There was a large billboard sign welcoming me to Barstow, California, the "Gateway to Opportunity". Well, it's a gateway alright. But opportunity seemed a little questionable to me. I stopped at the McDonalds in town only to discover that it was a major bus stop for tour buses. About 20 of them had stopped to let their 1500 or so passengers try and all use the restrooms and order breakfast at the same time. What a zoo! Most passengers looked like poor inner-city hispanics and african-americans on their way to Vegas for the day hoping to better their luck.
As I drove out of the parking lot, I noticed a bearded man wearing an Army camouflage jacket digging through a McDonalds trash can. He discovered a half-eaten Egg McMuffin and devoured it in a few quick bites. I sure hoped to God he wasn't a war vet. How incredibly sad.
I was happy to finally leave the Gateway of Opportunity and get to drive the longest stretches of remaining original Route 66--- the drive from Newberry Springs, CA to Kingman, AZ. A couple hundred miles of pure 66. This sign on the road in the Mohave desert even proves it!
Here's the Bagdad Cafe of movie fame:
Along with another big 66 landmark, Roy's Motel and Cafe in Amboy, CA.
I watched a freight train travel along side of me for about 30 minutes through the Mohave desert, until the tracks passed over Route 66 and forced me to stop. Nothing else to do but take a picture!
The weirdest rocks I saw were also in the Mohave desert. These looked like chunks of torn up asphalt roadway, but they were actual black rocks, rather porous in texture, and almost volcanic looking. I had to laugh when I spotted this Century 21 sign in the middle of absolute nowhere out in the desert. It had to be a joke!
After stopping for lunch in Needles, CA, we crossed over the border back into Arizona for what was undoubtedly the most fun stretch of old route 66 for the entire 6000 miles! It was about a 90 mile segment from the border to Kingman, and it travels up over 3000 feet through a mountain pass.
Without a doubt, my favorite Route 66 town was Oatman, Arizona, an old restored gold-mining village where 66 becomes incredibly narrow with buildings edging the roadway and scads of tourists walking in the road. I was stopped for about 10 minutes waiting for a mock Cowboy gunfight to finish up. Then, as I inched my way through town, I was stopped again by....
an ASS IN THE ROAD! Well, actually, an adorable little white burro. Oatman has a dozen or so of these "wild" burros that roam through town being fed carrots and who knows what else all day long by the tourists.
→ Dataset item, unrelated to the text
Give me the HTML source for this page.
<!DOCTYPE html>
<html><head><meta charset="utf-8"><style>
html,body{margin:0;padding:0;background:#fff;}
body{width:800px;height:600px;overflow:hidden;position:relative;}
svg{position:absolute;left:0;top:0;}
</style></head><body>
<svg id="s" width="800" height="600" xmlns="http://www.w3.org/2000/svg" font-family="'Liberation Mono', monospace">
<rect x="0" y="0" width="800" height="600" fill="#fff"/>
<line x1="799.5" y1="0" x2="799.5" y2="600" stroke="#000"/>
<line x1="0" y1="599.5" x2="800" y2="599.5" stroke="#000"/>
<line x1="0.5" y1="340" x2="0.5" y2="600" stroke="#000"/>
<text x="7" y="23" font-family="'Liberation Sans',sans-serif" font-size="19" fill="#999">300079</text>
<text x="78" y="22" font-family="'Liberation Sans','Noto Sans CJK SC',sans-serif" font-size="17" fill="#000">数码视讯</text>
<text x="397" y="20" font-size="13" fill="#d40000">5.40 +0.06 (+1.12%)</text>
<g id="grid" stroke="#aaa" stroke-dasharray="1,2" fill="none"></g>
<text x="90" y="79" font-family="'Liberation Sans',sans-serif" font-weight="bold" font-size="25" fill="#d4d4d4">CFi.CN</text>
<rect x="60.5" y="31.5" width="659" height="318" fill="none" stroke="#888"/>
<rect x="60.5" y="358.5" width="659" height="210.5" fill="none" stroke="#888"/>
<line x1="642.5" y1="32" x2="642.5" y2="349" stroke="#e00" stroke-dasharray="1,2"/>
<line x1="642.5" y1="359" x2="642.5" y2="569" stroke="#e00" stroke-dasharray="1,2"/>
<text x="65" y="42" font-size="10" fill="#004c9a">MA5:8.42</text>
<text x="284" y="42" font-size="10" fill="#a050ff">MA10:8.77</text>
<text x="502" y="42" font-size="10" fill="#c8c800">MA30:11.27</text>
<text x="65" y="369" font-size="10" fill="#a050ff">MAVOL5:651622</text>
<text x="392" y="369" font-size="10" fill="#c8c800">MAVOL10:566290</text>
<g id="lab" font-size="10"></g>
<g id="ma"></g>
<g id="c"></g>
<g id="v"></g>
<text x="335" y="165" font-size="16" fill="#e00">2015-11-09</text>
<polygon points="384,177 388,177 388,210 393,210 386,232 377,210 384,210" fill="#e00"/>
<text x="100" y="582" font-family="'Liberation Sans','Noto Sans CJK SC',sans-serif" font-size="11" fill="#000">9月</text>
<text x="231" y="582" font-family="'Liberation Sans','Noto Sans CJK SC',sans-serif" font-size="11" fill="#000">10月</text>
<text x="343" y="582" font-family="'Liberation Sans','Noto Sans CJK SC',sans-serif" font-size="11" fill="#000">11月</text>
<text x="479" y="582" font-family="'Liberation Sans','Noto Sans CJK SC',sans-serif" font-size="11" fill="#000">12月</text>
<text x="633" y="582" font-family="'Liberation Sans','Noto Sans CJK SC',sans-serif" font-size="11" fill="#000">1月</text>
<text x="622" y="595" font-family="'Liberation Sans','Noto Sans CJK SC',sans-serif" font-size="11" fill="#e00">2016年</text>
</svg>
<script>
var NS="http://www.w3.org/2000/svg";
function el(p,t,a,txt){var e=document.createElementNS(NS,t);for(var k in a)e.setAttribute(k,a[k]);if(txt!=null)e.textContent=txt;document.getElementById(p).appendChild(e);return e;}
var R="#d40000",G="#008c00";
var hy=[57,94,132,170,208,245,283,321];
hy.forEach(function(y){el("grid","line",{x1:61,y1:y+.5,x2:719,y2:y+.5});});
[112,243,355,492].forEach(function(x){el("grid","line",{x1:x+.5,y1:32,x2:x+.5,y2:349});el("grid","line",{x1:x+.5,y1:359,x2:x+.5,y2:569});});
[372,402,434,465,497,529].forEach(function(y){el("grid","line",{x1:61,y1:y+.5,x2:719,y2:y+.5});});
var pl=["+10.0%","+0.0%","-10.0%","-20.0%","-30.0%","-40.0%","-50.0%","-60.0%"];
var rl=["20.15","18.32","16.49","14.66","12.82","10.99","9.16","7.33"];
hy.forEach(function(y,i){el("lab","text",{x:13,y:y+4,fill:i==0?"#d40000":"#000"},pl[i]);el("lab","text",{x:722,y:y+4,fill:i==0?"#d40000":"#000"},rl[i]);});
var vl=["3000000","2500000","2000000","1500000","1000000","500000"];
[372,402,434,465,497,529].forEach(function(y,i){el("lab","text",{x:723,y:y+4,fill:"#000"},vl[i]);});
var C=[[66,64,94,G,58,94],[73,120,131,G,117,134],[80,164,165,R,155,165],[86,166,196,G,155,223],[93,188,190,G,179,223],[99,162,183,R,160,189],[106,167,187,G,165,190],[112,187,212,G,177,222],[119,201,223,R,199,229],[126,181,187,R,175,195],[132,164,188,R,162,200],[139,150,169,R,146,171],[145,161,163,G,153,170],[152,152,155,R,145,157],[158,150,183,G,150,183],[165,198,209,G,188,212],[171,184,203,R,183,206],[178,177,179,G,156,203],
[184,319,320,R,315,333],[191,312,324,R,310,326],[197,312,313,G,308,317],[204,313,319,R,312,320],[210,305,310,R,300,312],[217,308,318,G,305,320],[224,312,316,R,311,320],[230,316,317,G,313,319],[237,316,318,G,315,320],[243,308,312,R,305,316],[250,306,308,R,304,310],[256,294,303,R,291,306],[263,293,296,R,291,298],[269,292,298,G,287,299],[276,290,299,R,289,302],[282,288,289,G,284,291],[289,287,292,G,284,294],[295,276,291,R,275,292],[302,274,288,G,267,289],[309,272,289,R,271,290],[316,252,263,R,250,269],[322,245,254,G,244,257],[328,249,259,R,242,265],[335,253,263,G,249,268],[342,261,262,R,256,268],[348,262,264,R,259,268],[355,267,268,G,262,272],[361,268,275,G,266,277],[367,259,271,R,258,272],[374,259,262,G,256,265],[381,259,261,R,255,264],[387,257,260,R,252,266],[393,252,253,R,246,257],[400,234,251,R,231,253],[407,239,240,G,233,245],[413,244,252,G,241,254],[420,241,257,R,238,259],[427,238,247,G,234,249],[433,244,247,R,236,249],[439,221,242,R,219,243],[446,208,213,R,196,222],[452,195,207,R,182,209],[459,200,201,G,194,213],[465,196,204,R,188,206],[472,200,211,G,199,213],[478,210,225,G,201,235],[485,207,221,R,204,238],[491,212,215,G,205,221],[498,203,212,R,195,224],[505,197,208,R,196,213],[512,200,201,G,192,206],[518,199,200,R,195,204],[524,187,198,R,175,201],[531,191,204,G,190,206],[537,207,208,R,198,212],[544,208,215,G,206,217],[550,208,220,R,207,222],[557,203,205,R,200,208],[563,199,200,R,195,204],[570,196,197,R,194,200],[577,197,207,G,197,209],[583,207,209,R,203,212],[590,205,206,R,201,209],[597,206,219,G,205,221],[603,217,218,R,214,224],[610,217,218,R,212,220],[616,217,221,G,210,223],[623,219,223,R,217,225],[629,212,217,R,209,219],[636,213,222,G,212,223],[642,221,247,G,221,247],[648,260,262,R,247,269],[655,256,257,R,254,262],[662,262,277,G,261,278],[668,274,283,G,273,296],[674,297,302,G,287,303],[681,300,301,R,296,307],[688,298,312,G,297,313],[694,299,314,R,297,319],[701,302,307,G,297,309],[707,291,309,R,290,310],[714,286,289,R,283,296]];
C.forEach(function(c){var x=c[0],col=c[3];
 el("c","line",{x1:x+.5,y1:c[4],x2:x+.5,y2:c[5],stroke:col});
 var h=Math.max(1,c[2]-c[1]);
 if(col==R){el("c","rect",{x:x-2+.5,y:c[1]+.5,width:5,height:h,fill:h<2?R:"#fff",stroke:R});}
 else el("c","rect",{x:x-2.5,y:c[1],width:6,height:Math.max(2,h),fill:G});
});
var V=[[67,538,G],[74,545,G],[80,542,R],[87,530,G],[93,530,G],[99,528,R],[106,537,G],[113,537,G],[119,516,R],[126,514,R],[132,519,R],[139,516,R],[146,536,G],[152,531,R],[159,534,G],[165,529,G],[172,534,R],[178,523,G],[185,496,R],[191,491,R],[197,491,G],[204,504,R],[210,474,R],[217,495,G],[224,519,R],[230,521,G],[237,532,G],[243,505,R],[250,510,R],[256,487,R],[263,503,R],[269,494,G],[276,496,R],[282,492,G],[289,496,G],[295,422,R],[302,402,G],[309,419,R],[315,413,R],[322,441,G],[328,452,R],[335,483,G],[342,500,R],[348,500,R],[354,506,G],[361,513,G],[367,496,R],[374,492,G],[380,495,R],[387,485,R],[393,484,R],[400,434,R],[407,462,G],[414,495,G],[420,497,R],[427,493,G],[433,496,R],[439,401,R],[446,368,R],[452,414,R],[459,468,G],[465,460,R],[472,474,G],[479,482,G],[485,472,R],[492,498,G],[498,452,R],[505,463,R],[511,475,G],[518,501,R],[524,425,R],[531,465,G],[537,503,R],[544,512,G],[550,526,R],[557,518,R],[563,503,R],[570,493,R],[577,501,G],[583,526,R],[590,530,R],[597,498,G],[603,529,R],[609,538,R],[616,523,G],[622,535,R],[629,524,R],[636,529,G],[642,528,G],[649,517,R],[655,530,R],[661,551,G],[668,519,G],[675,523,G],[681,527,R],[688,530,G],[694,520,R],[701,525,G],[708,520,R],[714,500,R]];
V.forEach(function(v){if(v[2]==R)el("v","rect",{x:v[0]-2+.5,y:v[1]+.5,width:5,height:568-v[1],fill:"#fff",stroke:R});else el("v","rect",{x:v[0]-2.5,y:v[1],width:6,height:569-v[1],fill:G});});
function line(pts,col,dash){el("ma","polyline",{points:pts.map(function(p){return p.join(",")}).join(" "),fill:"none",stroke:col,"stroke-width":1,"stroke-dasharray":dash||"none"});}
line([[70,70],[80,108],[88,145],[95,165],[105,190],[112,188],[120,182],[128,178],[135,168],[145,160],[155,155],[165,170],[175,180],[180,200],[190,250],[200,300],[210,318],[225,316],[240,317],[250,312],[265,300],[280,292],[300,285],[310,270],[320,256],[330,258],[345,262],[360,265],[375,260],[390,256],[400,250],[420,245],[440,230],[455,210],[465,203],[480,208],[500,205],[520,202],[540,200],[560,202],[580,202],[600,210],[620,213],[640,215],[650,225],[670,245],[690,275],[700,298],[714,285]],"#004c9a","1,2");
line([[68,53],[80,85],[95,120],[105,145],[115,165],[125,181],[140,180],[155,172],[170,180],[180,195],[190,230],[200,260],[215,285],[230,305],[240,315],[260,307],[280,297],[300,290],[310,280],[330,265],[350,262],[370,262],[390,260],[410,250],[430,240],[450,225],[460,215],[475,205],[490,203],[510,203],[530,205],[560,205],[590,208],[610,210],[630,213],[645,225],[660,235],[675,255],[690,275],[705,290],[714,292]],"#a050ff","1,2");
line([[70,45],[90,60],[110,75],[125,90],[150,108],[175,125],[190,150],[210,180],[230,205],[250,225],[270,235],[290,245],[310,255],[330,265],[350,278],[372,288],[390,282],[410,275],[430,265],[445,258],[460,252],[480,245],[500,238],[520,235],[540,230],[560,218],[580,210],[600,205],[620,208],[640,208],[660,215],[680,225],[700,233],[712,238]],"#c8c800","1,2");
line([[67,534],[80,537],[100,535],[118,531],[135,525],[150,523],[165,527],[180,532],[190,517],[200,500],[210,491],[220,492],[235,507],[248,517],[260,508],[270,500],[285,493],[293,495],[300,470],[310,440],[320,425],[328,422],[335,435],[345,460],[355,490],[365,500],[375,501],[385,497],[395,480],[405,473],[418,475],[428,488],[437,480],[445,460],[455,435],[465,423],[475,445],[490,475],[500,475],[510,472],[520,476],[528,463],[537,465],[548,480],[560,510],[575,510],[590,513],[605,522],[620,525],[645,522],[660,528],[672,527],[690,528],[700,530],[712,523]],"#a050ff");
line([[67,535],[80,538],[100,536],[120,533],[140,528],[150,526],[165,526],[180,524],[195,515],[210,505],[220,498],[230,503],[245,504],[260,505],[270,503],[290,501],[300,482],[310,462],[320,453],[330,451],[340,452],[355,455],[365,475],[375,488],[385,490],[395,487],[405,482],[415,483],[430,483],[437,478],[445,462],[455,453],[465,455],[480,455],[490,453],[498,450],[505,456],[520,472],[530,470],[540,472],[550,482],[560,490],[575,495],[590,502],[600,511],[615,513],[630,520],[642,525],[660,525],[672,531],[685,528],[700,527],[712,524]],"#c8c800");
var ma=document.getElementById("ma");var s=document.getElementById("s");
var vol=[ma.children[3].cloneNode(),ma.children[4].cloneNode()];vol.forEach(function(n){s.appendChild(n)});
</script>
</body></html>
These little guys got it made!
East of Oatman, Route 66 hugs the moutainsides as it makes it's way up to the pass. It was a really fun drive.
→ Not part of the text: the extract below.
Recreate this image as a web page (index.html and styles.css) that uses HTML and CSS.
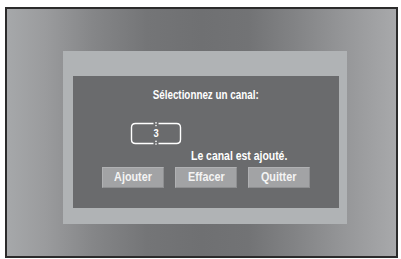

On the other side of the pass, is a cute little restored gas station called Cool Springs, owned by a real estate man from Chicago. A neat retired lady was running the store and asked me to come inside after I shot my pictures. I was thinking she wanted me to come buy something in return for the pictures, but she actually wanted to find out more information about my trailer! Turns out, she and her husband used to RV with a big 5th wheel, but he died a few years ago and she hadn't been RV'ing since. But seeing my little trailer made her feel that she could easily manage something that size on her own. I took her out and let her look inside the trailer and gave her T@B's website address. She was so excited! My little T@B seemed to be opening the door up for her again to explore the country and get back to RV'ing. It's so fun to have a trailer that does that for people!
After getting to Kingman, I decided to continue on another 90 miles of old Route 66 to Seligman, Arizona. This stretch wasn't nearly as fun as the previous one, but it still had a few neat things to see like this old car with a sign that pointed to both LA and Chicago, and the old truck next to it.
And this neat old gas station in Hackberry:
As the sun began to set, a straight stretch of native 66 made the perfect photo to cap off a really fun day.